A number of lessons may be learned at this point. First, Jesus expected that those invited to the Kingdom of Heaven must come on God’s terms, not in their own cavalier way. Just coming as you are is not enough. There must be proper attire. The OT repeatedly speaks of being “clothed with salvation” (see 2 Chron. 6:41, Isaiah 61:10). Paul expands on this, “… not having a righteousness of my own derived from the Law, but that which is through faith in Christ, the righteousness which comes from God on the basis of faith” (Phil 3:9). By analogy, Jesus’ parable points to the need of faith when coming to Christ. God will accept no man who enters presumptuously.

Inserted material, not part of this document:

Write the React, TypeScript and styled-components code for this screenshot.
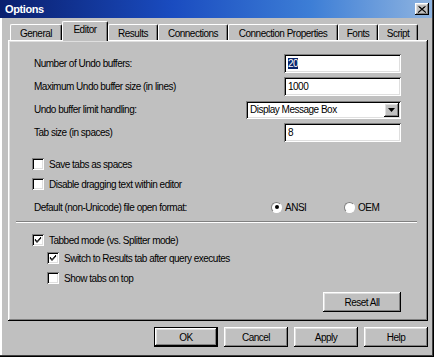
import React from 'react';
import styled, { createGlobalStyle } from 'styled-components';

const GlobalStyle = createGlobalStyle`
  html, body {
    margin: 0;
    padding: 0;
    width: 434px;
    height: 357px;
    overflow: hidden;
    background: #c0c0c0;
  }
  * { box-sizing: border-box; }
`;

const raised = `
  box-shadow: inset -1px -1px #000, inset 1px 1px #fff,
    inset -2px -2px #808080, inset 2px 2px #dfdfdf;
`;
const sunken = `
  box-shadow: inset 1px 1px #808080, inset -1px -1px #fff,
    inset 2px 2px #000, inset -2px -2px #dfdfdf;
`;

const Window = styled.div`
  width: 434px;
  height: 357px;
  background: #c0c0c0;
  display: flex;
  flex-direction: column;
  font-family: 'Liberation Sans', Arial, sans-serif;
  font-size: 10px;
  letter-spacing: -0.5px;
  color: #000;
  box-shadow: inset -1px -1px #000, inset -2px -2px #404040,
    inset 2px 0 #fff;
`;

const TitleBar = styled.div`
  height: 18px;
  margin-right: 2px;
  display: flex;
  align-items: center;
  justify-content: space-between;
  padding: 0 3px 0 5px;
  background: linear-gradient(to right, #0a1f6e 0%, #1a4cc0 40%, #3d7ed6 72%, #8fb4e0 100%);
`;

const Title = styled.span`
  color: #fff;
  font-weight: bold;
  font-size: 11px;
  letter-spacing: -0.4px;
`;

const CloseButton = styled.div`
  width: 14px;
  height: 12px;
  background: #c0c0c0;
  display: flex;
  align-items: center;
  justify-content: center;
  ${raised}
`;

const Body = styled.div`
  flex: 1;
  display: flex;
  flex-direction: column;
  padding: 3px 6px 0 8px;
`;

const TabStrip = styled.div`
  display: flex;
  align-items: flex-end;
  height: 19px;
  padding-left: 2px;
  position: relative;
  z-index: 1;
`;

const Tab = styled.div<{ $w: number; $active?: boolean }>`
  width: ${(p) => p.$w}px;
  height: ${(p) => (p.$active ? 20 : 16)}px;
  margin-bottom: ${(p) => (p.$active ? -1 : 0)}px;
  padding-top: ${(p) => (p.$active ? 2 : 3)}px;
  text-align: center;
  background: #c0c0c0;
  border-top-left-radius: 2px;
  border-top-right-radius: 2px;
  border-top: 1px solid #fff;
  border-left: 1px solid #fff;
  border-right: 1px solid #000;
  box-shadow: inset -1px 0 #808080;
  white-space: nowrap;
`;

const Panel = styled.div`
  height: 281px;
  padding: 14px 27px 0 26px;
  display: flex;
  flex-direction: column;
  ${raised}
`;

const Fields = styled.div`
  display: flex;
  flex-direction: column;
  gap: 4px;
`;

const FieldRow = styled.div`
  height: 19px;
  display: flex;
  align-items: center;
  justify-content: space-between;
`;

const TextBox = styled.div`
  width: 117px;
  height: 19px;
  background: #fff;
  padding: 3px 4px;
  line-height: 13px;
  ${sunken}
`;

const Selected = styled.span`
  background: #0a246a;
  color: #fff;
`;

const Select = styled.div`
  width: 155px;
  height: 18px;
  background: #fff;
  display: flex;
  align-items: center;
  justify-content: space-between;
  padding: 2px 2px 2px 4px;
  ${sunken}
`;

const DropButton = styled.div`
  width: 15px;
  height: 14px;
  background: #c0c0c0;
  display: flex;
  align-items: center;
  justify-content: center;
  ${raised}
`;

const Row = styled.div<{ $top: number; $indent?: number }>`
  height: 16px;
  margin-top: ${(p) => p.$top}px;
  margin-left: ${(p) => (p.$indent ?? 0) - 2}px;
  display: flex;
  align-items: center;
  gap: 5px;
`;

const Box = styled.div`
  width: 12px;
  height: 12px;
  background: #fff;
  display: flex;
  align-items: center;
  justify-content: center;
  ${sunken}
`;

const FormatRow = styled.div`
  height: 16px;
  margin-top: 7px;
  display: grid;
  grid-template-columns: 237px 73px auto;
  align-items: center;
`;

const RadioItem = styled.div`
  display: flex;
  align-items: center;
  gap: 3px;
`;

const Radio = styled.div<{ $on?: boolean }>`
  width: 11px;
  height: 11px;
  border-radius: 50%;
  background: #fff;
  border: 1px solid;
  border-color: #808080 #fff #fff #808080;
  display: flex;
  align-items: center;
  justify-content: center;
  &::after {
    content: '';
    width: 4px;
    height: 4px;
    border-radius: 50%;
    background: ${(p) => (p.$on ? '#000' : 'transparent')};
  }
`;

const Separator = styled.div`
  height: 2px;
  margin: 6px -16px 0 -18px;
  border-top: 1px solid #808080;
  border-bottom: 1px solid #fff;
`;

const ResetRow = styled.div`
  margin-top: 6px;
  display: flex;
  justify-content: flex-end;
`;

const Button = styled.div<{ $w: number; $default?: boolean }>`
  width: ${(p) => p.$w}px;
  height: 20px;
  background: #c0c0c0;
  display: flex;
  align-items: center;
  justify-content: center;
  ${(p) =>
    p.$default
      ? `border: 1px solid #000;
         box-shadow: inset -1px -1px #000, inset 1px 1px #fff,
           inset -2px -2px #808080, inset 2px 2px #dfdfdf;`
      : raised}
`;

const Footer = styled.div`
  margin-top: 6px;
  display: flex;
  justify-content: flex-end;
  gap: 6px;
`;

const Check = () => (
  <svg width="8" height="8" viewBox="0 0 8 8">
    <path d="M1 3 L3 5.5 L7 1 M1 4 L3 6.5 L7 2" stroke="#000" strokeWidth="1" fill="none" />
  </svg>
);

const CheckBox: React.FC<{ checked?: boolean }> = ({ checked }) => (
  <Box>{checked && <Check />}</Box>
);

const tabs = [
  { label: 'General', w: 52 },
  { label: 'Editor', w: 46, active: true },
  { label: 'Results', w: 50 },
  { label: 'Connections', w: 70 },
  { label: 'Connection Properties', w: 110 },
  { label: 'Fonts', w: 40 },
  { label: 'Script', w: 40 },
];

export default function App() {
  return (
    <>
      <GlobalStyle />
      <Window>
        <TitleBar>
          <Title>Options</Title>
          <CloseButton>
            <svg width="8" height="7" viewBox="0 0 8 7">
              <path d="M0.5 0.5 L7.5 6.5 M7.5 0.5 L0.5 6.5 M1.5 0.5 L8 6.5 M6.5 0.5 L0 6.5" stroke="#000" strokeWidth="1" />
            </svg>
          </CloseButton>
        </TitleBar>
        <Body>
          <TabStrip>
            {tabs.map((t) => (
              <Tab key={t.label} $w={t.w} $active={t.active}>
                {t.label}
              </Tab>
            ))}
          </TabStrip>
          <Panel>
            <Fields>
              <FieldRow>
                <span>Number of Undo buffers:</span>
                <TextBox>
                  <Selected>20</Selected>
                </TextBox>
              </FieldRow>
              <FieldRow>
                <span>Maximum Undo buffer size (in lines)</span>
                <TextBox>1000</TextBox>
              </FieldRow>
              <FieldRow>
                <span>Undo buffer limit handling:</span>
                <Select>
                  <span>Display Message Box</span>
                  <DropButton>
                    <svg width="7" height="4" viewBox="0 0 7 4">
                      <path d="M0 0 H7 L3.5 4 Z" fill="#000" />
                    </svg>
                  </DropButton>
                </Select>
              </FieldRow>
              <FieldRow>
                <span>Tab size (in spaces)</span>
                <TextBox>8</TextBox>
              </FieldRow>
            </Fields>

            <Row $top={14}>
              <CheckBox />
              <span>Save tabs as spaces</span>
            </Row>
            <Row $top={4}>
              <CheckBox />
              <span>Disable dragging text within editor</span>
            </Row>
            <FormatRow>
              <span>Default (non-Unicode) file open format:</span>
              <RadioItem>
                <Radio $on />
                <span>ANSI</span>
              </RadioItem>
              <RadioItem>
                <Radio />
                <span>OEM</span>
              </RadioItem>
            </FormatRow>
            <Separator />
            <Row $top={9}>
              <CheckBox checked />
              <span>Tabbed mode (vs. Splitter mode)</span>
            </Row>
            <Row $top={2} $indent={15}>
              <CheckBox checked />
              <span>Switch to Results tab after query executes</span>
            </Row>
            <Row $top={4} $indent={15}>
              <CheckBox />
              <span>Show tabs on top</span>
            </Row>
            <ResetRow>
              <Button $w={78}>Reset All</Button>
            </ResetRow>
          </Panel>
          <Footer>
            <Button $w={64} $default>OK</Button>
            <Button $w={64}>Cancel</Button>
            <Button $w={64}>Apply</Button>
            <Button $w={64}>Help</Button>
          </Footer>
        </Body>
      </Window>
    </>
  );
}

Second, God will respond angrily when people presume upon Him. Some people today have trouble with the idea that God can get mad at people; but Jesus, Who is love incarnate, taught that His loving Father was also capable of severe anger. Arrogance in the face of His love rejects that love as unneeded. To act like that is to step out of the line of God’s love and into the line of fire!
Third, there is a literal hell. The parable, though not here using the word “hell,” does depicts a place of confinement (“binding”) and suffering (“weeping and gnashing of teeth”), bereft of truth (“outer darkness”). Some today teach that Jesus only spoke in exaggerated terms to make a point. How could a loving God send someone to a literal, eternal place like hell? We would rebut, by asking then why Jesus would picture Him in such an extreme way if it were not so? That would be unjustified scare tactics. The all-knowing Son of God justifiably warned His detractors that the consequences are serious.
Lord, help me never to take a minimalist view of the consequences of people rejecting Christ. The stakes are too great to be wrong on these things.